Information provided:

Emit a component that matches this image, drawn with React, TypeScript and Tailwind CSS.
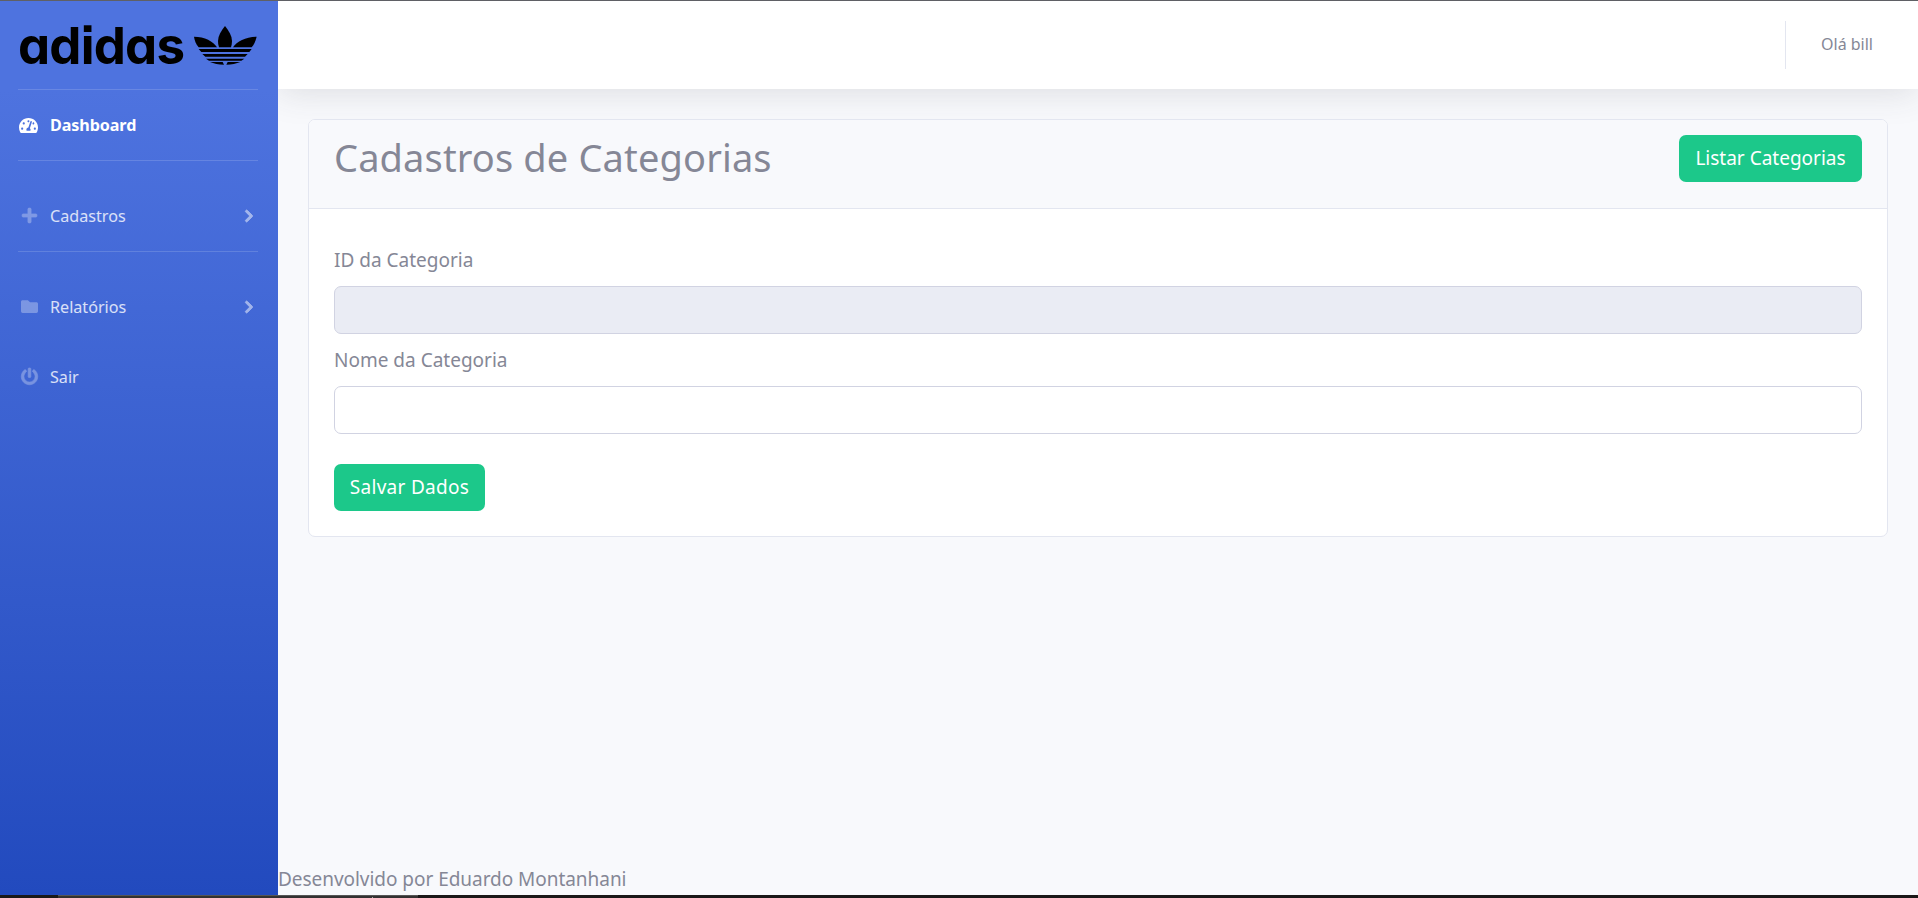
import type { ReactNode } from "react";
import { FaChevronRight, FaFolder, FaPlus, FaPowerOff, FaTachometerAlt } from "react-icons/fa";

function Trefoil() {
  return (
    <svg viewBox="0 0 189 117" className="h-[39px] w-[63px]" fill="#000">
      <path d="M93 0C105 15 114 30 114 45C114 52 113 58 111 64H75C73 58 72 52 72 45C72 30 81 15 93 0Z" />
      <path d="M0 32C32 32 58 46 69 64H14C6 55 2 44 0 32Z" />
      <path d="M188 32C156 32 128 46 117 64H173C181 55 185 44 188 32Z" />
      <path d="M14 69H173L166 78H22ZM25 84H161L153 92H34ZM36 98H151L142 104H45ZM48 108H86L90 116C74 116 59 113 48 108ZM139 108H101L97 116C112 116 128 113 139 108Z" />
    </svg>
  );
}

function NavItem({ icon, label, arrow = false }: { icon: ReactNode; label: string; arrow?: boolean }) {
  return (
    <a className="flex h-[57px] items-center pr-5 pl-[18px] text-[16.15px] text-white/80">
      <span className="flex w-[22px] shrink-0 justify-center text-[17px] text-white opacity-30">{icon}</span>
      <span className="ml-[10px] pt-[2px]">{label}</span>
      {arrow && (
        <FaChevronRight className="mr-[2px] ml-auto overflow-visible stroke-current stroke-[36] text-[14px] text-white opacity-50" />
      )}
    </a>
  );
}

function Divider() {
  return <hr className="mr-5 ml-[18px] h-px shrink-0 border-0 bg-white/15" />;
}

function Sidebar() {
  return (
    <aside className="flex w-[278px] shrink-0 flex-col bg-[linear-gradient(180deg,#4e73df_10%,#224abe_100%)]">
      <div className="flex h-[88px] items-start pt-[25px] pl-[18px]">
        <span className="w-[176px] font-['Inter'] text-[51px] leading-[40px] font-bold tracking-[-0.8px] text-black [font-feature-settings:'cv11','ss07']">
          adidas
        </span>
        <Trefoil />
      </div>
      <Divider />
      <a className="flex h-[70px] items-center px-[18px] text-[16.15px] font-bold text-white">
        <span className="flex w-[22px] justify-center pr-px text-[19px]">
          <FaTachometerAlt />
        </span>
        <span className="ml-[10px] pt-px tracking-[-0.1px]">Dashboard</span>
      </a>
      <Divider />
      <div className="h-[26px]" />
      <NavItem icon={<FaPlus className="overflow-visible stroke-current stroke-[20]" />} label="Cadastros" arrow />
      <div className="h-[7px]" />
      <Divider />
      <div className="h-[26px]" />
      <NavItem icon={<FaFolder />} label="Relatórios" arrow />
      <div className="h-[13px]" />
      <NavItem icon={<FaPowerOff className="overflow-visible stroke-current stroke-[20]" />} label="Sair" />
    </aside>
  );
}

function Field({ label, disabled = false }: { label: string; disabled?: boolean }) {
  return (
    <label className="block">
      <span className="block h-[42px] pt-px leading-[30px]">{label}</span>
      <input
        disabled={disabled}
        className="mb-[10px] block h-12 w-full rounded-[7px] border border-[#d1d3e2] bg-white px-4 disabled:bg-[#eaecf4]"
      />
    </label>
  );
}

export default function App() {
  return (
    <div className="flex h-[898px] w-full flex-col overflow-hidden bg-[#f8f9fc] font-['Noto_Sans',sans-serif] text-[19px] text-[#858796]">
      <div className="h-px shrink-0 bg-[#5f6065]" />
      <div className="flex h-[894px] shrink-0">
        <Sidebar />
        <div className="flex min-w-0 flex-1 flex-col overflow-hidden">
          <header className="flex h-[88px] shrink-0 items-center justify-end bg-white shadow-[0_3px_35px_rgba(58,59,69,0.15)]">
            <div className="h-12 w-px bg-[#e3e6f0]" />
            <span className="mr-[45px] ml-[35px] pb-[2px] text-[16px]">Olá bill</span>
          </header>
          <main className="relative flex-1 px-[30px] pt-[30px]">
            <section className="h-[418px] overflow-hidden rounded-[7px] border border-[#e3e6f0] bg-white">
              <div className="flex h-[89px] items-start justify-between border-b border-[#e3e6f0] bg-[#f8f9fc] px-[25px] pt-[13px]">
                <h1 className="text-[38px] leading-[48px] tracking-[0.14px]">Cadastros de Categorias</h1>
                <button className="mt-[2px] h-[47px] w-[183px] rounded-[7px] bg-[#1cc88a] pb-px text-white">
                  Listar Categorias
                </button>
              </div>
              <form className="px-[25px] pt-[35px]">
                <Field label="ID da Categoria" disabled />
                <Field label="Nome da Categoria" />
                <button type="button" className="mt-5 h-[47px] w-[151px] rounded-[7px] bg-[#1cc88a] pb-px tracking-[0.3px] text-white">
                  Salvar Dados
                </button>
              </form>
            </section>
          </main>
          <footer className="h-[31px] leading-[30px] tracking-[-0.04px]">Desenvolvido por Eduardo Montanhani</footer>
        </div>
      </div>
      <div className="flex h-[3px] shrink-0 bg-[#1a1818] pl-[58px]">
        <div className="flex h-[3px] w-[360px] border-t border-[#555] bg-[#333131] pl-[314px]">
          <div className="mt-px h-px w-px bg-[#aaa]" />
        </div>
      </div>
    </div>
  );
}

Given task: Output an exact copy of the material, with the pictures removed.

Solution below:
Emit a component that matches this image, drawn with React, TypeScript and Tailwind CSS.
import type { ReactNode } from "react";
import { FaChevronRight, FaFolder, FaPlus, FaPowerOff, FaTachometerAlt } from "react-icons/fa";

function Trefoil() {
  return (
    <svg viewBox="0 0 189 117" className="h-[39px] w-[63px]" fill="#000">
      <path d="M93 0C105 15 114 30 114 45C114 52 113 58 111 64H75C73 58 72 52 72 45C72 30 81 15 93 0Z" />
      <path d="M0 32C32 32 58 46 69 64H14C6 55 2 44 0 32Z" />
      <path d="M188 32C156 32 128 46 117 64H173C181 55 185 44 188 32Z" />
      <path d="M14 69H173L166 78H22ZM25 84H161L153 92H34ZM36 98H151L142 104H45ZM48 108H86L90 116C74 116 59 113 48 108ZM139 108H101L97 116C112 116 128 113 139 108Z" />
    </svg>
  );
}

function NavItem({ icon, label, arrow = false }: { icon: ReactNode; label: string; arrow?: boolean }) {
  return (
    <a className="flex h-[57px] items-center pr-5 pl-[18px] text-[16.15px] text-white/80">
      <span className="flex w-[22px] shrink-0 justify-center text-[17px] text-white opacity-30">{icon}</span>
      <span className="ml-[10px] pt-[2px]">{label}</span>
      {arrow && (
        <FaChevronRight className="mr-[2px] ml-auto overflow-visible stroke-current stroke-[36] text-[14px] text-white opacity-50" />
      )}
    </a>
  );
}

function Divider() {
  return <hr className="mr-5 ml-[18px] h-px shrink-0 border-0 bg-white/15" />;
}

function Sidebar() {
  return (
    <aside className="flex w-[278px] shrink-0 flex-col bg-[linear-gradient(180deg,#4e73df_10%,#224abe_100%)]">
      <div className="flex h-[88px] items-start pt-[25px] pl-[18px]">
        <span className="w-[176px] font-['Inter'] text-[51px] leading-[40px] font-bold tracking-[-0.8px] text-black [font-feature-settings:'cv11','ss07']">
          adidas
        </span>
        <Trefoil />
      </div>
      <Divider />
      <a className="flex h-[70px] items-center px-[18px] text-[16.15px] font-bold text-white">
        <span className="flex w-[22px] justify-center pr-px text-[19px]">
          <FaTachometerAlt />
        </span>
        <span className="ml-[10px] pt-px tracking-[-0.1px]">Dashboard</span>
      </a>
      <Divider />
      <div className="h-[26px]" />
      <NavItem icon={<FaPlus className="overflow-visible stroke-current stroke-[20]" />} label="Cadastros" arrow />
      <div className="h-[7px]" />
      <Divider />
      <div className="h-[26px]" />
      <NavItem icon={<FaFolder />} label="Relatórios" arrow />
      <div className="h-[13px]" />
      <NavItem icon={<FaPowerOff className="overflow-visible stroke-current stroke-[20]" />} label="Sair" />
    </aside>
  );
}

function Field({ label, disabled = false }: { label: string; disabled?: boolean }) {
  return (
    <label className="block">
      <span className="block h-[42px] pt-px leading-[30px]">{label}</span>
      <input
        disabled={disabled}
        className="mb-[10px] block h-12 w-full rounded-[7px] border border-[#d1d3e2] bg-white px-4 disabled:bg-[#eaecf4]"
      />
    </label>
  );
}

export default function App() {
  return (
    <div className="flex h-[898px] w-full flex-col overflow-hidden bg-[#f8f9fc] font-['Noto_Sans',sans-serif] text-[19px] text-[#858796]">
      <div className="h-px shrink-0 bg-[#5f6065]" />
      <div className="flex h-[894px] shrink-0">
        <Sidebar />
        <div className="flex min-w-0 flex-1 flex-col overflow-hidden">
          <header className="flex h-[88px] shrink-0 items-center justify-end bg-white shadow-[0_3px_35px_rgba(58,59,69,0.15)]">
            <div className="h-12 w-px bg-[#e3e6f0]" />
            <span className="mr-[45px] ml-[35px] pb-[2px] text-[16px]">Olá bill</span>
          </header>
          <main className="relative flex-1 px-[30px] pt-[30px]">
            <section className="h-[418px] overflow-hidden rounded-[7px] border border-[#e3e6f0] bg-white">
              <div className="flex h-[89px] items-start justify-between border-b border-[#e3e6f0] bg-[#f8f9fc] px-[25px] pt-[13px]">
                <h1 className="text-[38px] leading-[48px] tracking-[0.14px]">Cadastros de Categorias</h1>
                <button className="mt-[2px] h-[47px] w-[183px] rounded-[7px] bg-[#1cc88a] pb-px text-white">
                  Listar Categorias
                </button>
              </div>
              <form className="px-[25px] pt-[35px]">
                <Field label="ID da Categoria" disabled />
                <Field label="Nome da Categoria" />
                <button type="button" className="mt-5 h-[47px] w-[151px] rounded-[7px] bg-[#1cc88a] pb-px tracking-[0.3px] text-white">
                  Salvar Dados
                </button>
              </form>
            </section>
          </main>
          <footer className="h-[31px] leading-[30px] tracking-[-0.04px]">Desenvolvido por Eduardo Montanhani</footer>
        </div>
      </div>
      <div className="flex h-[3px] shrink-0 bg-[#1a1818] pl-[58px]">
        <div className="flex h-[3px] w-[360px] border-t border-[#555] bg-[#333131] pl-[314px]">
          <div className="mt-px h-px w-px bg-[#aaa]" />
        </div>
      </div>
    </div>
  );
}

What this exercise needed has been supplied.